FIG. 5 illustrates an example waveform of chirp signals with frequency steps introduced with dithered frequencies during a non-active time period and a fixed frequency spur.

FIG. 6 illustrates another example waveform of chirp signals with frequency steps introduced for dithered time periods during a non-active time period and a fixed frequency spur.

FIG. 7 illustrates a further example waveform of chirp signals with frequency steps introduced with dithered frequencies and/or for dithered time periods during a non-active time period and a fixed frequency spur.

FIG. 8 illustrates another example waveform of chirp signals with “hold” frequency steps introduced at dithered frequencies and/or for dithered time periods during a non-active time period and a fixed frequency spur.

FIG. 9 illustrates a further example waveform of chirp signals with “skip” frequency steps introduced at dithered frequencies and/or for dithered time periods during a non-active time period and a fixed frequency spur.

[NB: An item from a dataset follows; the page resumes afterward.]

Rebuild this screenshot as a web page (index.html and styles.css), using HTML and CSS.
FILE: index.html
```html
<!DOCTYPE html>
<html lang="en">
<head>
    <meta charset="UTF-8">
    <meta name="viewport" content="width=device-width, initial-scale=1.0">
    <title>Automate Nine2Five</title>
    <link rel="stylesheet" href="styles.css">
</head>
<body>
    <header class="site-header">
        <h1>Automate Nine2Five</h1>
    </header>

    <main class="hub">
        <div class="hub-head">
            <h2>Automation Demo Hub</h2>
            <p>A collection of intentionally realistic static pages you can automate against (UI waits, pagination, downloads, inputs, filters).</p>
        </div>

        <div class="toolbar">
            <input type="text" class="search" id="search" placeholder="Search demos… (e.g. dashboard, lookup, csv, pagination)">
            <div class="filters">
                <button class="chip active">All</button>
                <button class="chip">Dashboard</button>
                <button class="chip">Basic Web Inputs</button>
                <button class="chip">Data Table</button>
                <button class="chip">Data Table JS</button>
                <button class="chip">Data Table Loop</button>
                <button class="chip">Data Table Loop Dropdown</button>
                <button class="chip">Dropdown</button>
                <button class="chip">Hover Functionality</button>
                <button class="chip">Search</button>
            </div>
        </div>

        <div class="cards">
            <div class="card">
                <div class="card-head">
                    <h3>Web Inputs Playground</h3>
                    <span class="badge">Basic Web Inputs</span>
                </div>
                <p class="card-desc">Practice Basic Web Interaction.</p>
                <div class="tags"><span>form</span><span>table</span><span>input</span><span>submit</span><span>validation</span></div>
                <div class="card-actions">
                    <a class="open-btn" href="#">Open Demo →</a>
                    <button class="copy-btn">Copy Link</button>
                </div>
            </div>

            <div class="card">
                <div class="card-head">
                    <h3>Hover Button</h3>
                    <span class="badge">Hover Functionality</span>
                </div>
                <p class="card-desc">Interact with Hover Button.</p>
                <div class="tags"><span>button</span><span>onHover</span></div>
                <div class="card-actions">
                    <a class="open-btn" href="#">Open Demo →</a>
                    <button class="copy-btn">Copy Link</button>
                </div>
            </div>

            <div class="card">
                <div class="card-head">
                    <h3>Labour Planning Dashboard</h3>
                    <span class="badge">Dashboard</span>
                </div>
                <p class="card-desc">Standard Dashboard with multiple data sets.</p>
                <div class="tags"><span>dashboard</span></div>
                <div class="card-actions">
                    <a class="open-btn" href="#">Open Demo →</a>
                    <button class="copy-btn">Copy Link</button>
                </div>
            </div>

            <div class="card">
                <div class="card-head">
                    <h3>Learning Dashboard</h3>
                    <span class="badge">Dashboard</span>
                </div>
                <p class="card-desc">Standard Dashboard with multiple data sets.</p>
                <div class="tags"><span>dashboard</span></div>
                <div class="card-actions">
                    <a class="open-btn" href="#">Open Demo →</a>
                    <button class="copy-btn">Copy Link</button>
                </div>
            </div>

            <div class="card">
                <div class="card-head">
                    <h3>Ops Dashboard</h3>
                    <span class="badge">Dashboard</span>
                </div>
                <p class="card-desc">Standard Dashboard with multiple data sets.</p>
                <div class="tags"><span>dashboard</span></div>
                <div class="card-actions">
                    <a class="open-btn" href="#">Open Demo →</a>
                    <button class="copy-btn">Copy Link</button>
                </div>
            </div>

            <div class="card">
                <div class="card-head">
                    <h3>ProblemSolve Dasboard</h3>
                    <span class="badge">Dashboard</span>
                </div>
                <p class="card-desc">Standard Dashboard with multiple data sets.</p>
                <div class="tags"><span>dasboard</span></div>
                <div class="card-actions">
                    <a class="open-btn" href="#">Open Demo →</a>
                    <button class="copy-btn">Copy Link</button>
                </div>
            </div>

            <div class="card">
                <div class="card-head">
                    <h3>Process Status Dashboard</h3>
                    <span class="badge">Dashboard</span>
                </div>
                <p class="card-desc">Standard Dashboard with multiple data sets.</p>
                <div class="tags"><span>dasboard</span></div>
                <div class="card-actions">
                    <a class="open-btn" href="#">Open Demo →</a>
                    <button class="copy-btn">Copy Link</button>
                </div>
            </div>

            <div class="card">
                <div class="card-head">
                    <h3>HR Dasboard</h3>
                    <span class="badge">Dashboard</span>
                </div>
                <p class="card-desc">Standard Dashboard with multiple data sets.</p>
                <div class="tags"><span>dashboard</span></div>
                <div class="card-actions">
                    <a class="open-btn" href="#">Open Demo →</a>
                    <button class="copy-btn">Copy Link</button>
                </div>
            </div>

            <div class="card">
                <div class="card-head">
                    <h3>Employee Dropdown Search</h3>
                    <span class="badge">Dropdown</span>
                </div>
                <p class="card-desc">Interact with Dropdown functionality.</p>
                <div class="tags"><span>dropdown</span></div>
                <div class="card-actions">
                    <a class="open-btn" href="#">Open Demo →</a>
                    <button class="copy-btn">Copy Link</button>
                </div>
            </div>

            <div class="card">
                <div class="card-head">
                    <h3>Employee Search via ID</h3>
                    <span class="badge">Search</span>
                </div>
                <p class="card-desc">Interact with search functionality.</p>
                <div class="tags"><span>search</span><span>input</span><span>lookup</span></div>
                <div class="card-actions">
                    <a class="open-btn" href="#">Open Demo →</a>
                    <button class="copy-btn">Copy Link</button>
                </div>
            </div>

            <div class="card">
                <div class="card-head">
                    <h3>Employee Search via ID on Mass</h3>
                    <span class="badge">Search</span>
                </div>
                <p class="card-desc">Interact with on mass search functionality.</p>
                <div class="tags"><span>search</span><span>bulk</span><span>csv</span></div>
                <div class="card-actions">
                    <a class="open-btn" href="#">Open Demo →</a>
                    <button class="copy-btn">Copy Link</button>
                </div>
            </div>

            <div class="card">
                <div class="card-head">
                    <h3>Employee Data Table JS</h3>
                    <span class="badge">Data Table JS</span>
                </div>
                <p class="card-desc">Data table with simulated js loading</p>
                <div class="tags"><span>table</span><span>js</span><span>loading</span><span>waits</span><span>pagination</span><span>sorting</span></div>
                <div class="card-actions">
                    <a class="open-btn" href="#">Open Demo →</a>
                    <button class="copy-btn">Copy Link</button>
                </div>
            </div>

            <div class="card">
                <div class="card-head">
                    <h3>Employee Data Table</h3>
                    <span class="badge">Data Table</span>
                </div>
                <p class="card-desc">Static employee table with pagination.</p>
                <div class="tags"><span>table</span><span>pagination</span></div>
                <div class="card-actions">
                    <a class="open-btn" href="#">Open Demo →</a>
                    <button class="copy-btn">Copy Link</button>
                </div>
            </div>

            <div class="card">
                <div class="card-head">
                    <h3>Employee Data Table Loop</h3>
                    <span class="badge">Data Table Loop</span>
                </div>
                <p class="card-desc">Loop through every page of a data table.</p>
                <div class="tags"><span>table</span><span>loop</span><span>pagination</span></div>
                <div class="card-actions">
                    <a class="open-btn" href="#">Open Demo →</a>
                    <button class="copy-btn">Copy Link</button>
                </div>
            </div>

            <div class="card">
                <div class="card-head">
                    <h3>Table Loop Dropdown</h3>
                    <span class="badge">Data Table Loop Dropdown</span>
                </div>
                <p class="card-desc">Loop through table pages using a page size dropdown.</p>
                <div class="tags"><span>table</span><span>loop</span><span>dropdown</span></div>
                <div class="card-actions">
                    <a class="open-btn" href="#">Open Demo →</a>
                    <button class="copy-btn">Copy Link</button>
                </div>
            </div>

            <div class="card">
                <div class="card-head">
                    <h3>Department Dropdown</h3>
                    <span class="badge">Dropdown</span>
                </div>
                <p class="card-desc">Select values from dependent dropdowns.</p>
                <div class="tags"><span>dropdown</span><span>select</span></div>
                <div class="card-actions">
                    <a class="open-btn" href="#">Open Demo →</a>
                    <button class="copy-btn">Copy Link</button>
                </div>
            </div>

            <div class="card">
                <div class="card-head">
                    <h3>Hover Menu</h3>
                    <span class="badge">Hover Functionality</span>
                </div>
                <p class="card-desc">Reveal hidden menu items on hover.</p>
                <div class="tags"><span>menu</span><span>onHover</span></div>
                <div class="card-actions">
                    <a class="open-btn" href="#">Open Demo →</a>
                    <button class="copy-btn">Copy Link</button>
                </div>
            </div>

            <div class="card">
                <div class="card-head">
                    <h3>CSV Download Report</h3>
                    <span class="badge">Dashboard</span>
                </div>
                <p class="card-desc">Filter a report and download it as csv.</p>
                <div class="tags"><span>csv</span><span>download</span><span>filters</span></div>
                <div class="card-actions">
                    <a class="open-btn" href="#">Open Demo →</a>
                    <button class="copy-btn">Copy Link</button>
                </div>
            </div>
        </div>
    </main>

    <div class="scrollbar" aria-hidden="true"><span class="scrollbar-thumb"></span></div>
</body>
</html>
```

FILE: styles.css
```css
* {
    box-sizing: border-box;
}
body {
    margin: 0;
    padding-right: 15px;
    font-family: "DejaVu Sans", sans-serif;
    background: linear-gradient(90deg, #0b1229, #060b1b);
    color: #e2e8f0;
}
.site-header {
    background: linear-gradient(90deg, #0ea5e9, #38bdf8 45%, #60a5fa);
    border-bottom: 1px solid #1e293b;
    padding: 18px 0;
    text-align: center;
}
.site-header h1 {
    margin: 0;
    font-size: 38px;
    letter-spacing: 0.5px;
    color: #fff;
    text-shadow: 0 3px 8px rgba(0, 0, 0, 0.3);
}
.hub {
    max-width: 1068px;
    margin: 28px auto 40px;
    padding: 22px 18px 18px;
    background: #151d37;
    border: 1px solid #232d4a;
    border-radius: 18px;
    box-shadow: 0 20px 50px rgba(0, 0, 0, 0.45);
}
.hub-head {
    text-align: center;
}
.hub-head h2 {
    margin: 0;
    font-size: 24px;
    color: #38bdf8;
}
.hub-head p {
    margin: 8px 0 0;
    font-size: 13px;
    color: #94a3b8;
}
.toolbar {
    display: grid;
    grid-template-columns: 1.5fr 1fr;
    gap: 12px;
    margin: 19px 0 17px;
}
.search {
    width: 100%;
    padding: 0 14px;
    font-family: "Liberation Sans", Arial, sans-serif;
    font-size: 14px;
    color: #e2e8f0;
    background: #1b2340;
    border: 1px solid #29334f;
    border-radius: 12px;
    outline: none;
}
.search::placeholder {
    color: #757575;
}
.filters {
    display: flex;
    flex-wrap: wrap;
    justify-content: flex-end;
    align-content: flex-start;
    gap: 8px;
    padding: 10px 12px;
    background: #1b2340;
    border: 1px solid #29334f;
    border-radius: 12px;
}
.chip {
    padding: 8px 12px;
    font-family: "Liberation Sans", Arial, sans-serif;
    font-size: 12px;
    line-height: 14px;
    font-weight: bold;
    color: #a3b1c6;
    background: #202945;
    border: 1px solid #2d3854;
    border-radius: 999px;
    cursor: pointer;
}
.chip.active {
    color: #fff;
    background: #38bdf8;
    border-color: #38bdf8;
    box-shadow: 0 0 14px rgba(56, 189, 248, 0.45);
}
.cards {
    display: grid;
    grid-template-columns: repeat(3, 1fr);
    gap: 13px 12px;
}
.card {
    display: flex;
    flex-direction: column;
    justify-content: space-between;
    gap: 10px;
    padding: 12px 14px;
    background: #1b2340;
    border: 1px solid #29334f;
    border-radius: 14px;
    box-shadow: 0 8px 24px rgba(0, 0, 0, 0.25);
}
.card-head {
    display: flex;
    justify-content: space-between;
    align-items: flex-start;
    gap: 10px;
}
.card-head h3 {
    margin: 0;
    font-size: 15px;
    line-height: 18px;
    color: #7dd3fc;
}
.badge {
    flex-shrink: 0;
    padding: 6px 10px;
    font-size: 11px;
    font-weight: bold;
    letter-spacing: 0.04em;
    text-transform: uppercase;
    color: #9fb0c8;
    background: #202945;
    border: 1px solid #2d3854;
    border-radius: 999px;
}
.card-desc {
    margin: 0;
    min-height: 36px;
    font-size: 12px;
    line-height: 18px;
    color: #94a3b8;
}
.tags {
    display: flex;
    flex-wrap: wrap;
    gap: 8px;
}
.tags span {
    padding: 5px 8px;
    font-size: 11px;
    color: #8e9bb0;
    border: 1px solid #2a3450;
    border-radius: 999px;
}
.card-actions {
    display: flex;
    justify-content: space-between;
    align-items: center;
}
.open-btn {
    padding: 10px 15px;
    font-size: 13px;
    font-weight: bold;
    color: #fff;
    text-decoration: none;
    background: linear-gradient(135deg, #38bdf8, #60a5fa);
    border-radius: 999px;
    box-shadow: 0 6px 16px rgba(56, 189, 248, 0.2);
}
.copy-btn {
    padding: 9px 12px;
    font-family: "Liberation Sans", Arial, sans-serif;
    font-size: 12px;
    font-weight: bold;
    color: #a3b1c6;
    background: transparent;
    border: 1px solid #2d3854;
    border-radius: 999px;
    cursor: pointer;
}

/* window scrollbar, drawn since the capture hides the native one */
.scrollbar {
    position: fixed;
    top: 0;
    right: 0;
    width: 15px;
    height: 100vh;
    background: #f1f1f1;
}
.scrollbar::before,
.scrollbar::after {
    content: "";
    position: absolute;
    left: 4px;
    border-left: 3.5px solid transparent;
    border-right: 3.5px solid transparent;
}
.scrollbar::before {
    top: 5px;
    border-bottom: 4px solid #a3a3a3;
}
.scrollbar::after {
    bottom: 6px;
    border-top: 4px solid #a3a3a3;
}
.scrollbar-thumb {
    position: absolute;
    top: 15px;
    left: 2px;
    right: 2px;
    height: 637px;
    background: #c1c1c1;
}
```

FIG. 10 illustrates another example waveform of chirp signals with dithered falling periods during a non-active time period and a fixed frequency spur.

FIG. 11 illustrates a waveform of a Doppler FFT for the chirp signals with frequency steps introduced with dithered frequencies during a non-active time period and fixed frequency spur shown in FIG. 5.

The same reference number is used in the drawings for the same or similar (either by function and/or structure) features.

DETAILED DESCRIPTION

The disclosed radar systems mitigate the effects of fixed frequency spurs by dithering frequency characteristics of chirp signals in a radar frame during inactive, non-sampling periods of the chirps, the effects of which are cancelled out during down-conversion and do not affect the coherence of received signals. The radar systems determine a chirp period Tc for radar chirps in the radar frame. The chirp period Tc includes a rising period Trise, which includes a sampling period, and a falling period Tfall, which is predominantly a non-sampling period. In some implementations, the chirp period Tc also includes an optional idle period Tidle. The radar systems determine a corresponding randomized frequency characteristic during Tfall for each radar chirp in the radar frame and generate the radar chirps based on Tc, Trise, Tfall, and the corresponding randomized frequency characteristics.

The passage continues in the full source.